The Corporation shall establish a general reserve fund to which shall be transferred the Corporation’s net operational surplus before tax if the reserve fund is less than ten times the paid-up capital”.

The Nigerian Deposit Insurance Corporation is one of 31-odd Government-owned statutory Corporations to which the provisions of the Fiscal Responsibility Act, 2007 are applicable. I believe that Section 10(1) of the NDIC Act is inconsistent with Section 22 of the Fiscal Responsibility Act, which provides, inter alia, that only one-fifths of the operating surplus of the corporation for the year should be retained with the balance paid into the Consolidated Revenue Fund of the Federation.

  1. The CBN Directive to banks on “Delinquent” Debtors.
  • The ongoing publication by banks of debtors alleged to be indebted to them in the sum of N50 million or more are ostensibly in obedience to a directive issued by the Central Bank of Nigerian (CBN). I believe that this “name and shame” policy is inconsistent with the duty of confidentiality owned by the banks to such account holders under Section 37 of the Constitution.

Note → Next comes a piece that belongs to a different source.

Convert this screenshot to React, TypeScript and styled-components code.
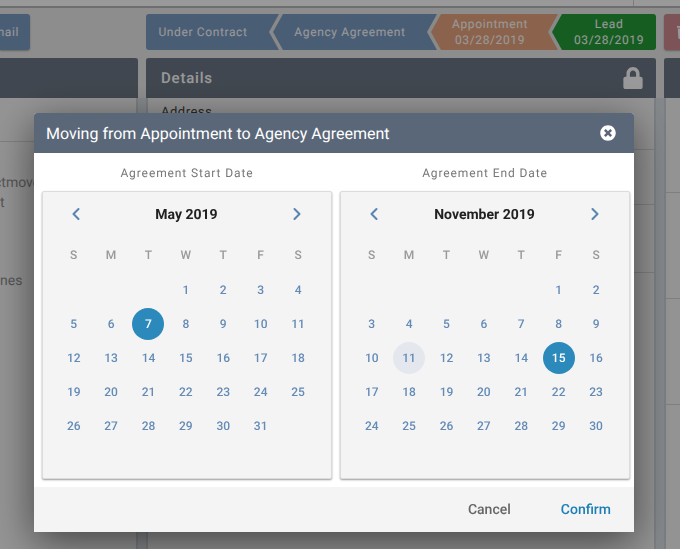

  • While this right is not absolute, (it can be derogated from under Section 45 of the Constitution, in the interest of “public safety, public morality, defense or for the purpose of protecting the right and freedom of other persons” ). However, I believe that the circumstances for such derogation are not present in the mere fact that a person owes a bank the sum of N50 million.
  • This is all the more so because the details of a customer’s account with a bank are privileged and, unless the customer waives that privilege, the bank would be liable for any unauthorized disclosure of those details: TOURNIER vs. NATIONAL PROVINCIAL UNION BANK OF ENGLAND (1924) K.B 461.